**Data rows**
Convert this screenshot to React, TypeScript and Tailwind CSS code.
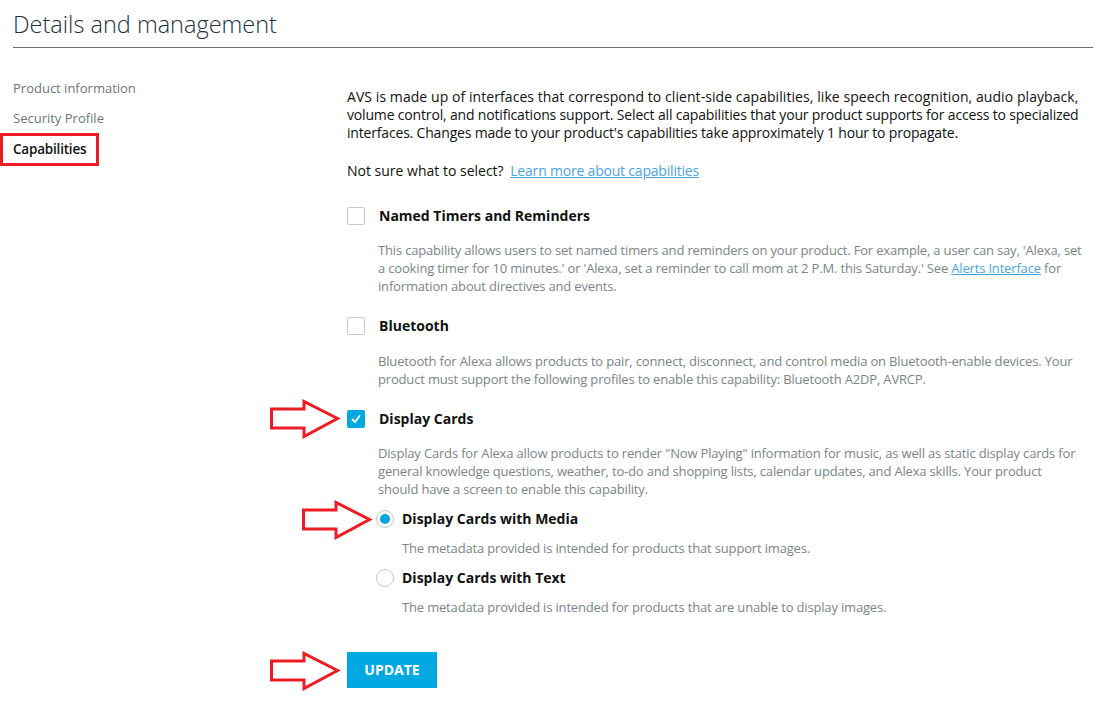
import React from "react";

function Arrow({ className }: { className: string }) {
  return (
    <svg
      className={`absolute ${className}`}
      width="72"
      height="40"
      viewBox="0 0 72 40"
    >
      <polygon
        points="2.5,10 35,10 35,2.5 68.5,19.5 35,37.5 35,29 2.5,29"
        fill="none"
        stroke="#ed1c24"
        strokeWidth="3"
        strokeLinejoin="miter"
      />
    </svg>
  );
}

function Checkbox({ checked }: { checked?: boolean }) {
  if (checked) {
    return (
      <div className="w-[18px] h-[18px] rounded-[2px] bg-[#00a8e1] flex items-center justify-center shrink-0">
        <svg width="12" height="12" viewBox="0 0 12 12">
          <path d="M2.5 6.5 L5 9 L9.5 3" fill="none" stroke="white" strokeWidth="1.8" strokeLinecap="round" strokeLinejoin="round" />
        </svg>
      </div>
    );
  }
  return <div className="w-[18px] h-[18px] rounded-[2px] border border-[#c4c8c8] bg-white shrink-0" />;
}

function Radio({ checked }: { checked?: boolean }) {
  return (
    <div className="w-[18px] h-[18px] rounded-full border border-[#c4c8c8] bg-white flex items-center justify-center shrink-0">
      {checked && <div className="w-[10px] h-[10px] rounded-full bg-[#00a8e1]" />}
    </div>
  );
}

export default function App() {
  return (
    <div
      className="relative w-[1119px] h-[705px] bg-white text-[#111] overflow-hidden"
      style={{ fontFamily: "'Open Sans', sans-serif" }}
    >
      <div className="px-[13px] pt-[8px]">
        <h1 className="text-[23.5px] font-light text-[#232f3e] leading-[32px]">Details and management</h1>
        <div className="mt-[7px] h-px bg-[#6b6b6b] w-[1080px]" />
      </div>

      <div className="flex mt-[30px]">
        <div className="w-[347px] shrink-0 text-[13px]">
          <div className="pl-[13px] h-[20px] leading-[20px] text-[#6c7778]">Product information</div>
          <div className="pl-[13px] mt-[10px] h-[20px] leading-[20px] text-[#6c7778]">Security Profile</div>
          <div className="mt-[5px] w-[99px] h-[33px] border-[3px] border-[#ed1c24] pl-[10px] flex items-center text-[#111] font-semibold text-[13.5px] tracking-[-0.2px]">
            Capabilities
          </div>
        </div>

        <div className="w-[765px] text-[14px] leading-[18px] pt-[10px]">
          <p className="text-[#111]">
            <span className="tracking-[0.07px]">
              AVS is made up of interfaces that correspond to client-side capabilities, like speech recognition, audio playback,
            </span>
            <br />
            <span className="tracking-[-0.17px]">
              volume control, and notifications support. Select all capabilities that your product supports for access to specialized
            </span>
            <br />
            <span className="tracking-[-0.18px]">
              interfaces. Changes made to your product's capabilities take approximately 1 hour to propagate.
            </span>
          </p>
          <p className="mt-[20px]">
            Not sure what to select?{" "}
            <span className="ml-[3px] text-[#4aa3df] underline tracking-[-0.2px]">Learn more about capabilities</span>
          </p>

          <div className="mt-[27px] flex items-center gap-[14px]">
            <Checkbox />
            <span className="font-bold text-[14px]">Named Timers and Reminders</span>
          </div>
          <p className="mt-[16px] ml-[31px] text-[13px] text-[#7b8585] leading-[18px] tracking-[-0.17px]">
            This capability allows users to set named timers and reminders on your product. For example, a user can say, 'Alexa, set
            <br />
            a cooking timer for 10 minutes.' or 'Alexa, set a reminder to call mom at 2 P.M. this Saturday.' See{" "}
            <span className="text-[#4aa3df] underline">Alerts Interface</span> for
            <br />
            information about directives and events.
          </p>

          <div className="mt-[22px] flex items-center gap-[14px]">
            <Checkbox />
            <span className="font-bold">Bluetooth</span>
          </div>
          <p className="mt-[17px] ml-[31px] text-[13px] text-[#7b8585] leading-[18px] tracking-[-0.17px]">
            Bluetooth for Alexa allows products to pair, connect, disconnect, and control media on Bluetooth-enable devices. Your
            <br />
            product must support the following profiles to enable this capability: Bluetooth A2DP, AVRCP.
          </p>

          <div className="mt-[22px] flex items-center gap-[14px]">
            <Checkbox checked />
            <span className="font-bold">Display Cards</span>
          </div>
          <p className="mt-[16px] ml-[31px] text-[13px] text-[#7b8585] leading-[18px] tracking-[-0.17px]">
            Display Cards for Alexa allow products to render "Now Playing" information for music, as well as static display cards for
            <br />
            general knowledge questions, weather, to-do and shopping lists, calendar updates, and Alexa skills. Your product
            <br />
            should have a screen to enable this capability.
          </p>

          <div className="ml-[29px] mt-[12px] flex items-center gap-[8px]">
            <Radio checked />
            <span className="font-bold">Display Cards with Media</span>
          </div>
          <p className="ml-[55px] mt-[11px] text-[13px] text-[#7b8585] tracking-[-0.17px]">
            The metadata provided is intended for products that support images.
          </p>
          <div className="ml-[29px] mt-[12px] flex items-center gap-[8px]">
            <Radio />
            <span className="font-bold">Display Cards with Text</span>
          </div>
          <p className="ml-[55px] mt-[11px] text-[13px] text-[#7b8585] tracking-[-0.17px]">
            The metadata provided is intended for products that are unable to display images.
          </p>

          <button className="mt-[36px] w-[90px] h-[36px] bg-[#00a8e1] text-white font-bold text-[14px]">
            UPDATE
          </button>
        </div>
      </div>

      <Arrow className="left-[269px] top-[399px]" />
      <Arrow className="left-[301px] top-[500px]" />
      <Arrow className="left-[269px] top-[651px]" />
    </div>
  );
}
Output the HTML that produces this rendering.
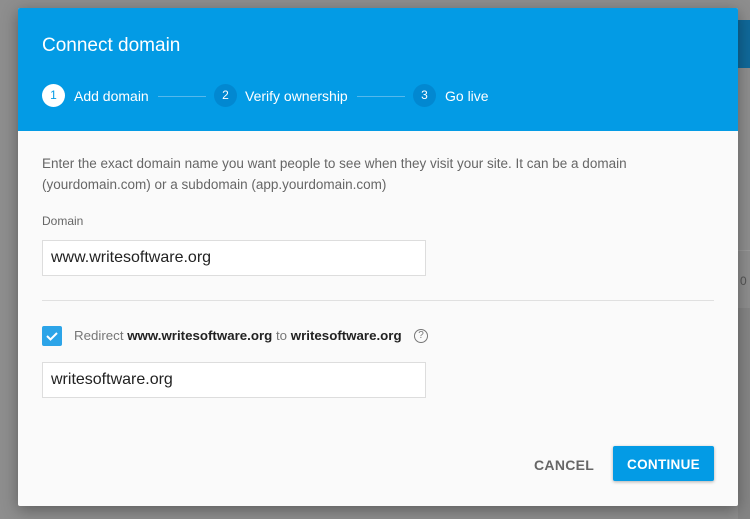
<!DOCTYPE html>
<html><head><style>
body{margin:0;width:750px;height:519px;background:#8e8e8e;position:relative;overflow:hidden;font-family:"Liberation Sans",sans-serif}
.a{position:absolute}
.dlg{left:18px;top:8px;width:720px;height:498px;background:#fafafa;box-shadow:0 4px 16px rgba(0,0,0,.35);border-radius:2px;overflow:hidden}
.hd{left:0;top:0;width:720px;height:123px;background:#039be5}
.c{width:23px;height:23px;border-radius:50%;font-size:12px;line-height:23px;text-align:center;top:76px}
.st{top:80px;font-size:14px;color:#fff}
.ln{top:88px;height:1px;width:48px;background:#55b8ec}
.in{width:384px;height:36px;border:1px solid #ddd;background:#fff;font-size:16px;color:#222;line-height:34px;padding-left:8px;box-sizing:border-box}
</style></head><body>
<div class="a" style="left:738px;top:20px;width:12px;height:48px;background:#10699a"></div>
<div class="a" style="left:738px;top:250px;width:12px;height:1px;background:#9a9a9a"></div>
<div class="a" style="left:740px;top:274px;font-size:12px;color:#555">0</div>
<div class="a" style="left:738px;top:308px;width:12px;height:211px;background:#858585"></div>
<div class="a dlg">
 <div class="a hd">
  <div class="a" style="left:24px;top:27px;font-size:19px;color:#fff">Connect domain</div>
  <div class="a c" style="left:24px;background:#fff;color:#039be5">1</div>
  <div class="a st" style="left:56px">Add domain</div>
  <div class="a ln" style="left:140px"></div>
  <div class="a c" style="left:196px;background:#0288d1;color:#fff">2</div>
  <div class="a st" style="left:227px">Verify ownership</div>
  <div class="a ln" style="left:339px"></div>
  <div class="a c" style="left:395px;background:#0288d1;color:#fff">3</div>
  <div class="a st" style="left:427px">Go live</div>
 </div>
 <div class="a" style="left:24px;top:145px;width:680px;font-size:13.5px;line-height:21px;color:#666">Enter the exact domain name you want people to see when they visit your site. It can be a domain (yourdomain.com) or a subdomain (app.yourdomain.com)</div>
 <div class="a" style="left:24px;top:206px;font-size:12px;color:#666">Domain</div>
 <div class="a in" style="left:24px;top:232px">www.writesoftware.org</div>
 <div class="a" style="left:24px;top:292px;width:672px;height:1px;background:#e0e0e0"></div>
 <div class="a" style="left:24px;top:318px;width:20px;height:20px;background:#2ca4e8;border-radius:2px"><svg width="20" height="20"><path d="M5 10l3.5 3.5L15 7" stroke="#fff" stroke-width="2" fill="none"/></svg></div>
 <div class="a" style="left:56px;top:320px;font-size:13.3px;color:#777">Redirect <b style="color:#222">www.writesoftware.org</b> to <b style="color:#222">writesoftware.org</b></div>
 <div class="a" style="left:396px;top:321px;width:12px;height:12px;border:1.3px solid #777;border-radius:50%;font-size:10px;line-height:12px;text-align:center;color:#777">?</div>
 <div class="a in" style="left:24px;top:354px">writesoftware.org</div>
 <div class="a" style="left:516px;top:449px;font-size:14px;color:#666;font-weight:bold;letter-spacing:.3px">CANCEL</div>
 <div class="a" style="left:595px;top:438px;width:101px;height:35px;background:#039be5;border-radius:2px;box-shadow:0 1px 3px rgba(0,0,0,.3);color:#fff;font-size:13.5px;font-weight:bold;text-align:center;line-height:37px;letter-spacing:.3px">CONTINUE</div>
</div>
</body></html>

**What is expected**
How many lines in the listing above contain "that"? Answer with the number alone.

**Solved exercise**
5